How do we plot locations?
I have never found a very simple way to plot locations. There’s QGIS, but it’s ungainly and not terribly user friendly. We ideally want something that easily publishes to the Web. Many of the Geocoding APIs seem to change regularly, and my rough sense is that the situation today is actually worse than it was three or four years ago in terms of free, easy-to-access Geocoding APIs. Oh well.
I thought Google Fusion Tables might be a useful thing to try.

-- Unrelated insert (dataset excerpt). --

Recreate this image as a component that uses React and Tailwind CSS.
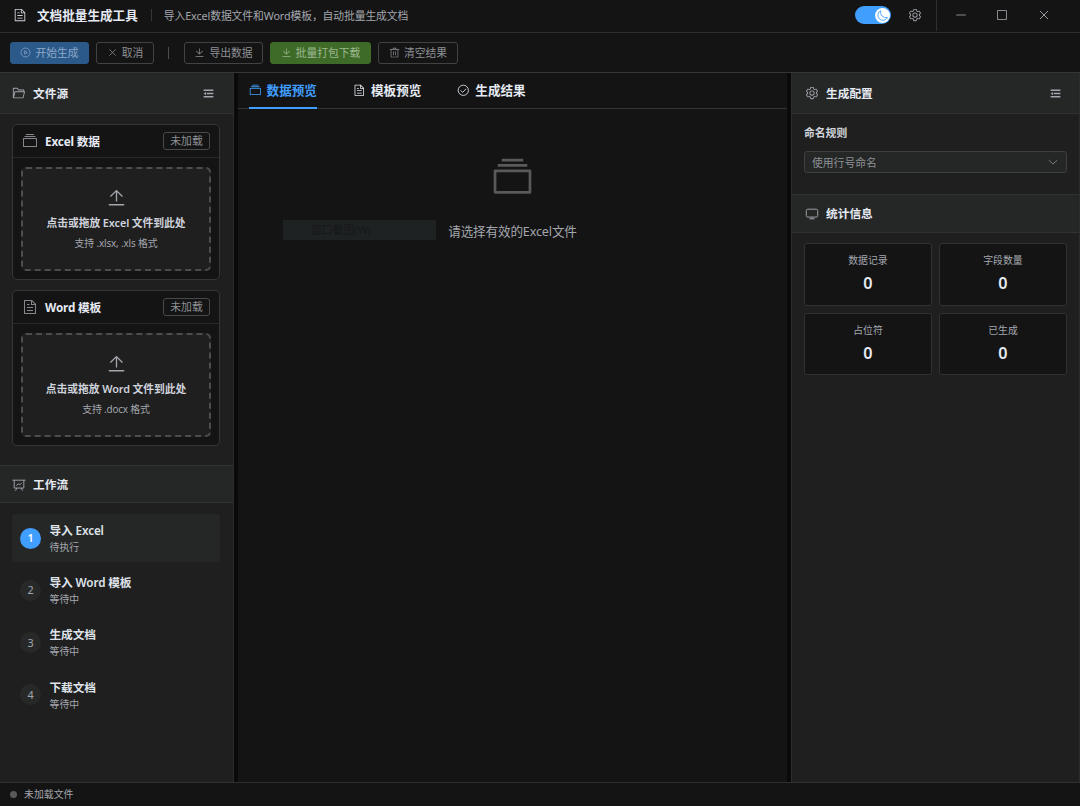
import { useState } from 'react';

// Icon outlines, all on a 1024 grid
const ICONS = {
  document:
    'M832 384H576V128H192v768h640zm-26.496-64L640 154.496V320zM160 64h480l256 256v608a32 32 0 0 1-32 32H160a32 32 0 0 1-32-32V96a32 32 0 0 1 32-32m160 448h384v64H320zm0-192h160v64H320zm0 384h384v64H320z',
  setting:
    'M600.704 64a32 32 0 0 1 30.464 22.208l35.2 109.376c14.784 7.232 28.928 15.36 42.432 24.512l112.384-24.192a32 32 0 0 1 34.432 15.36L944.32 364.8a32 32 0 0 1-4.032 37.504l-77.12 85.12a357 357 0 0 1 0 49.024l77.12 85.248a32 32 0 0 1 4.032 37.504l-88.704 153.6a32 32 0 0 1-34.432 15.296L708.8 803.904c-13.44 9.088-27.648 17.28-42.368 24.512l-35.264 109.376A32 32 0 0 1 600.704 960H423.296a32 32 0 0 1-30.464-22.208L357.696 828.48a352 352 0 0 1-42.56-24.64l-112.32 24.256a32 32 0 0 1-34.432-15.36L79.68 659.2a32 32 0 0 1 4.032-37.504l77.12-85.248a357 357 0 0 1 0-48.896l-77.12-85.248A32 32 0 0 1 79.68 364.8l88.704-153.6a32 32 0 0 1 34.432-15.296l112.32 24.256c13.568-9.152 27.776-17.408 42.56-24.64l35.2-109.312A32 32 0 0 1 423.232 64H600.64zm-23.424 64H446.72l-36.352 113.088-24.512 11.968a294 294 0 0 0-34.816 20.096l-22.656 15.36-116.224-25.088-65.28 113.152 79.68 88.192-1.92 27.136a293 293 0 0 0 0 40.192l1.92 27.136-79.808 88.192 65.344 113.152 116.224-25.024 22.656 15.296a294 294 0 0 0 34.816 20.096l24.512 11.968L446.72 896h130.688l36.48-113.152 24.448-11.904a288 288 0 0 0 34.752-20.096l22.592-15.296 116.288 25.024 65.28-113.152-79.744-88.192 1.92-27.136a293 293 0 0 0 0-40.256l-1.92-27.136 79.808-88.128-65.344-113.152-116.288 24.96-22.592-15.232a288 288 0 0 0-34.752-20.096l-24.448-11.904L577.344 128zM512 320a192 192 0 1 1 0 384 192 192 0 0 1 0-384m0 64a128 128 0 1 0 0 256 128 128 0 0 0 0-256',
  files:
    'M128 384v448h768V384zm-32-64h832a32 32 0 0 1 32 32v512a32 32 0 0 1-32 32H96a32 32 0 0 1-32-32V352a32 32 0 0 1 32-32m64-128h704v64H160zm96-128h512v64H256z',
  folder:
    'M878.08 448H241.92l-96 384h636.16zM832 384v-64H485.76L357.504 192H128v448l57.92-231.744A32 32 0 0 1 216.96 384zm-24.96 512H96a32 32 0 0 1-32-32V160a32 32 0 0 1 32-32h287.872l128.384 128H864a32 32 0 0 1 32 32v96h23.04a32 32 0 0 1 31.04 39.744l-112 448A32 32 0 0 1 807.04 896',
  download:
    'M160 832h704a32 32 0 1 1 0 64H160a32 32 0 1 1 0-64m384-253.696 236.288-236.352 45.248 45.248L508.8 704 192 387.2l45.248-45.248L480 584.704V128h64z',
  upload:
    'M160 832h704a32 32 0 1 1 0 64H160a32 32 0 1 1 0-64m384-578.304V704h-64V247.296L237.248 490.048 192 444.8 508.8 128l316.8 316.8-45.312 45.248z',
  trash:
    'M160 256H96a32 32 0 0 1 0-64h256V95.936a32 32 0 0 1 32-32h256a32 32 0 0 1 32 32V192h256a32 32 0 1 1 0 64h-64v672a32 32 0 0 1-32 32H192a32 32 0 0 1-32-32zm448-64v-64H416v64zM224 896h576V256H224zm192-128a32 32 0 0 1-32-32V416a32 32 0 0 1 64 0v320a32 32 0 0 1-32 32m192 0a32 32 0 0 1-32-32V416a32 32 0 0 1 64 0v320a32 32 0 0 1-32 32',
  fold: 'M896 192H128v128h768zm0 256H384v128h512zm0 256H128v128h768zM320 384 128 512l192 128z',
};

// Simple icons drawn with strokes instead of filled outlines
const LINES = {
  close: 'M218 218 806 806M806 218 218 806',
  play: 'M512 96a416 416 0 1 1 0 832 416 416 0 0 1 0-832M432 352v320l240-160z',
  check: 'M512 96a416 416 0 1 1 0 832 416 416 0 0 1 0-832M290 520l165 165 280-290',
  board: 'M32 160h960M160 160v576h704V160M352 736 256 928M672 736l96 192M320 560l130-140 110 90 150-160',
  monitor: 'M192 160h640a96 96 0 0 1 96 96v384a96 96 0 0 1-96 96H192a96 96 0 0 1-96-96V256a96 96 0 0 1 96-96M512 736v128M320 864h384',
  arrowDown: 'M150 350 512 690 874 350',
  minus: 'M100 512h824',
  square: 'M128 128h768v768H128z',
  moon: 'M380 130a400 400 0 1 0 530 530A420 420 0 0 1 380 130z',
};

function Icon({ name, className }) {
  if (LINES[name]) {
    return (
      <svg viewBox="0 0 1024 1024" fill="none" stroke="currentColor" strokeWidth="68" className={`shrink-0 ${className}`}>
        <path d={LINES[name]} />
      </svg>
    );
  }
  return (
    <svg viewBox="0 0 1024 1024" fill="currentColor" className={`shrink-0 ${className}`}>
      <path d={ICONS[name]} />
    </svg>
  );
}

function ToolButton({ icon, label, className }) {
  return (
    <button className={`flex h-[22px] items-center justify-center gap-[4px] rounded-[3px] border text-[10.8px] ${className}`}>
      <Icon name={icon} className="size-[11px]" />
      <span className="pt-[2px]">{label}</span>
    </button>
  );
}

function SectionHeader({ icon, title, foldable, className }) {
  return (
    <div className={`flex shrink-0 items-center border-b border-[#303232] bg-[#252727] ${className}`}>
      <Icon name={icon} className="size-[14px] text-[#a3a6ad]" />
      <span className="ml-[7px] pt-px text-[11.7px] font-bold text-[#e5eaf3]">{title}</span>
      {foldable && <Icon name="fold" className="ml-auto size-[13px] text-[#a3a6ad]" />}
    </div>
  );
}

function FileCard({ icon, title, text, hint }) {
  return (
    <div className="h-[156px] rounded-[5px] border border-[#343535] bg-[#141414]">
      <div className="flex h-[33px] items-center border-b border-[#282929] pr-[9px] pl-[9px]">
        <Icon name={icon} className="size-[16px] text-[#85878c]" />
        <span className="ml-[7px] pt-[2px] text-[11.7px] font-bold tracking-[-0.15px] text-[#e5eaf3]">{title}</span>
        <span className="ml-auto flex h-[18px] w-[47px] items-center justify-center rounded-[3px] border border-[#48494b] pt-px text-[10.8px] text-[#8d9095]">
          未加载
        </span>
      </div>
      <div className="mx-[8px] mt-[9px] flex h-[104px] flex-col items-center rounded-[5px] border-2 border-dashed border-[#4c4d4f] bg-[#1f1f1f]">
        <Icon name="upload" className="mt-[18px] size-[21px] text-[#a3a6ad]" />
        <p className="mt-[7px] text-[10.8px] leading-[16px] font-semibold tracking-[-0.08px] text-[#cfd3dc]">{text}</p>
        <p className="mt-[5px] text-[9.9px] leading-[14px] tracking-[-0.15px] text-[#a3a6ad]">{hint}</p>
      </div>
    </div>
  );
}

const STEPS = [
  { title: '导入 Excel', status: '待执行' },
  { title: '导入 Word 模板', status: '等待中' },
  { title: '生成文档', status: '等待中' },
  { title: '下载文档', status: '等待中' },
];

const TABS = [
  { icon: 'files', label: '数据预览' },
  { icon: 'document', label: '模板预览' },
  { icon: 'check', label: '生成结果' },
];

const STATS = [
  { label: '数据记录', value: 0 },
  { label: '字段数量', value: 0 },
  { label: '占位符', value: 0 },
  { label: '已生成', value: 0 },
];

export default function App() {
  const [tab, setTab] = useState(0);

  return (
    <div className="flex h-[806px] w-[1080px] flex-col overflow-hidden bg-[#141414] font-['Noto_Sans','Noto_Sans_CJK_SC',sans-serif] leading-none text-[#cfd3dc]">
      {/* Title bar */}
      <header className="flex h-[33px] shrink-0 items-center border-b border-[#2c2d2d] pb-[2px] pl-[13px]">
        <Icon name="document" className="size-[14px] text-[#cfd3dc]" />
        <h1 className="ml-[10px] pt-[2px] text-[12.6px] font-bold text-[#e5eaf3]">文档批量生成工具</h1>
        <div className="ml-[13px] h-[12px] w-px bg-[#363637]" />
        <span className="ml-[12px] pt-[2px] text-[10.8px] tracking-[-0.1px] text-[#a3a6ad]">
          导入Excel数据文件和Word模板，自动批量生成文档
        </span>
        <div className="ml-auto flex h-[18px] w-[36px] items-center justify-end rounded-full bg-[#409eff] pr-px">
          <div className="flex size-[15px] items-center justify-center rounded-full bg-white text-[#409eff]">
            <Icon name="moon" className="size-[13px]" />
          </div>
        </div>
        <Icon name="setting" className="ml-[17px] size-[14px] text-[#a3a6ad]" />
        <div className="ml-[14px] h-[31px] w-px bg-[#2f3030]" />
        <div className="flex w-[143px] items-center pl-[18px] text-[#a3a6ad]">
          <Icon name="minus" className="size-[12px]" />
          <Icon name="square" className="ml-[29px] size-[12px]" />
          <Icon name="close" className="ml-[29px] size-[14px]" />
        </div>
      </header>

      {/* Toolbar */}
      <div className="flex h-[40px] shrink-0 items-center border-b border-[#343535] pl-[10px]">
        <ToolButton icon="play" label="开始生成" className="w-[79px] border-[#2a598a] bg-[#2a598a] text-[#8fa9c8]" />
        <ToolButton icon="close" label="取消" className="ml-[7px] w-[58px] border-[#414243] text-[#8d9095]" />
        <div className="ml-[14px] h-[12px] w-px bg-[#4c4d4f]" />
        <ToolButton icon="download" label="导出数据" className="ml-[15px] w-[79px] border-[#414243] text-[#8d9095]" />
        <ToolButton icon="download" label="批量打包下载" className="ml-[7px] w-[101px] border-[#3e6b27] bg-[#3e6b27] text-[#9fb892]" />
        <ToolButton icon="trash" label="清空结果" className="ml-[7px] w-[80px] border-[#414243] text-[#8d9095]" />
      </div>

      <main className="flex min-h-0 flex-1 bg-[#0a0a0a]">
        {/* Left panel: source files and workflow */}
        <aside className="flex w-[234px] shrink-0 flex-col border-r border-[#2b2c2c] bg-[#1f1f1f]">
          <SectionHeader icon="folder" title="文件源" foldable className="h-[41px] pr-[18px] pl-[12px]" />
          <div className="flex flex-col gap-[10px] py-[10px] pr-[13px] pl-[12px]">
            <FileCard icon="files" title="Excel 数据" text="点击或拖放 Excel 文件到此处" hint="支持 .xlsx, .xls 格式" />
            <FileCard icon="document" title="Word 模板" text="点击或拖放 Word 文件到此处" hint="支持 .docx 格式" />
          </div>
          <SectionHeader icon="board" title="工作流" className="mt-[9px] h-[38px] border-t pt-px pl-[12px]" />
          <div className="flex flex-col gap-[4.3px] pt-[11px] pr-[13px] pl-[12px]">
            {STEPS.map((step, i) => (
              <div key={step.title} className={`flex h-[48px] items-center rounded-[4px] pl-[8px] ${i === 0 ? 'bg-[#252727]' : ''}`}>
                <span
                  className={`flex size-[21px] items-center justify-center rounded-full pt-px text-[10.8px] ${
                    i === 0 ? 'bg-[#409eff] font-semibold text-white' : 'bg-[#272828] text-[#a3a6ad]'
                  }`}
                >
                  {i + 1}
                </span>
                <div className="ml-[8.5px] pt-[0.6px]">
                  <p className="text-[11.7px] leading-[17px] font-semibold tracking-[-0.12px] text-[#dfe3ea]">{step.title}</p>
                  <p className="mt-px text-[9.9px] leading-[15px] text-[#a3a6ad]">{step.status}</p>
                </div>
              </div>
            ))}
          </div>
        </aside>

        {/* Center panel: previews */}
        <section className="relative mx-[4px] flex min-w-0 flex-1 flex-col bg-[#141414]">
          <nav className="flex h-[36px] shrink-0 gap-[36px] border-b border-[#343535] pl-[10.6px]">
            {TABS.map((item, i) => (
              <button
                key={item.label}
                onClick={() => setTab(i)}
                className={`-mb-px flex items-center gap-[5.4px] border-b-2 text-[12.6px] font-semibold ${
                  tab === i ? 'border-[#409eff] text-[#409eff]' : 'border-transparent text-[#e5eaf3]'
                }`}
              >
                <Icon name={item.icon} className="size-[12.6px]" />
                <span className="pt-[3px]">{item.label}</span>
              </button>
            ))}
          </nav>
          <div className="flex flex-col items-center pt-[47px]">
            <Icon name="files" className="size-[43px] text-[#58595b]" />
            <p className="mt-[24px] text-[12.6px] leading-[18px] tracking-[-0.15px] text-[#a3a6ad]">请选择有效的Excel文件</p>
          </div>
          <div className="absolute top-[147px] left-[45px] flex h-[20px] w-[153px] items-center bg-[#1f2223] pl-[28px] text-[10.8px] text-[#15181a]">
            窗口截图(W)
          </div>
        </section>

        {/* Right panel: config and statistics */}
        <aside className="flex w-[289px] shrink-0 flex-col border-x border-[#2b2c2c] bg-[#1f1f1f]">
          <SectionHeader icon="setting" title="生成配置" foldable className="h-[41px] pr-[17px] pl-[13px]" />
          <div className="h-[80px] px-[12px] pt-[11px]">
            <label className="block text-[10.8px] leading-[16px] font-semibold text-[#cfd3dc]">命名规则</label>
            <button className="mt-[10px] flex h-[22px] w-full items-center justify-between rounded-[3px] border border-[#3d3f40] bg-[#252727] pr-[7px] pl-[7px] text-[10.8px] text-[#8d9095]">
              <span className="pt-[2px]">使用行号命名</span>
              <Icon name="arrowDown" className="size-[12px]" />
            </button>
          </div>
          <SectionHeader icon="monitor" title="统计信息" className="h-[39px] border-t pl-[13px]" />
          <div className="grid grid-cols-2 gap-[7px] px-[12px] pt-[10px]">
            {STATS.map((stat) => (
              <div key={stat.label} className="flex h-[62.5px] flex-col items-center rounded-[3px] border border-[#303131] bg-[#141414] pt-[9px]">
                <span className="text-[9.9px] leading-[15px] text-[#a3a6ad]">{stat.label}</span>
                <span className="mt-[4px] text-[16.2px] leading-[22px] font-semibold text-[#e5eaf3]">{stat.value}</span>
              </div>
            ))}
          </div>
        </aside>
      </main>

      {/* Status bar */}
      <footer className="flex h-[24px] shrink-0 items-center border-t border-[#2f3030] pl-[10px]">
        <span className="size-[7px] rounded-full bg-[#58595b]" />
        <span className="ml-[7px] pt-px text-[9.9px] text-[#a3a6ad]">未加载文件</span>
      </footer>
    </div>
  );
}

For the three web archives, we repeated the steps and imported the data into Google Fusion Tables. We used the geocoder built right into Fusion Tables and created plots for each of the web archives. There are certainly limitations to this:
- As noted, the geocoder is limited;
- The geocoder outputs locations as points, which has a total of 9 different shapes and sizes to explore – so it’s not the most user friendly (I’m colour blind so I feel your pain) – it would be better if we could use a gradient;
- Heatmaps can’t be published, only viewed. That’s a shame (plus the heatmap is skewed by the outlier values).
They’re below. Please click on them if you want to explore.
A few things to think about:
- First, we need to do the comparing. We’ll need to think about the best way to do that.
- Second, overlaying all the locations on one map seems to make sense to me. But the trick will be to make that intelligible.
- Third, it’s a good way to begin thinking about how to quickly visualize a web archive – could these serve as first passes?
- Finally, I wonder if we could eventually consider linking the content of web archives to these maps. Imagine wanting the content that discusses “Winnipeg” and then putting them all up to display further.
More possibilities than answers at this point, but that’s the fun of exploratory research, right?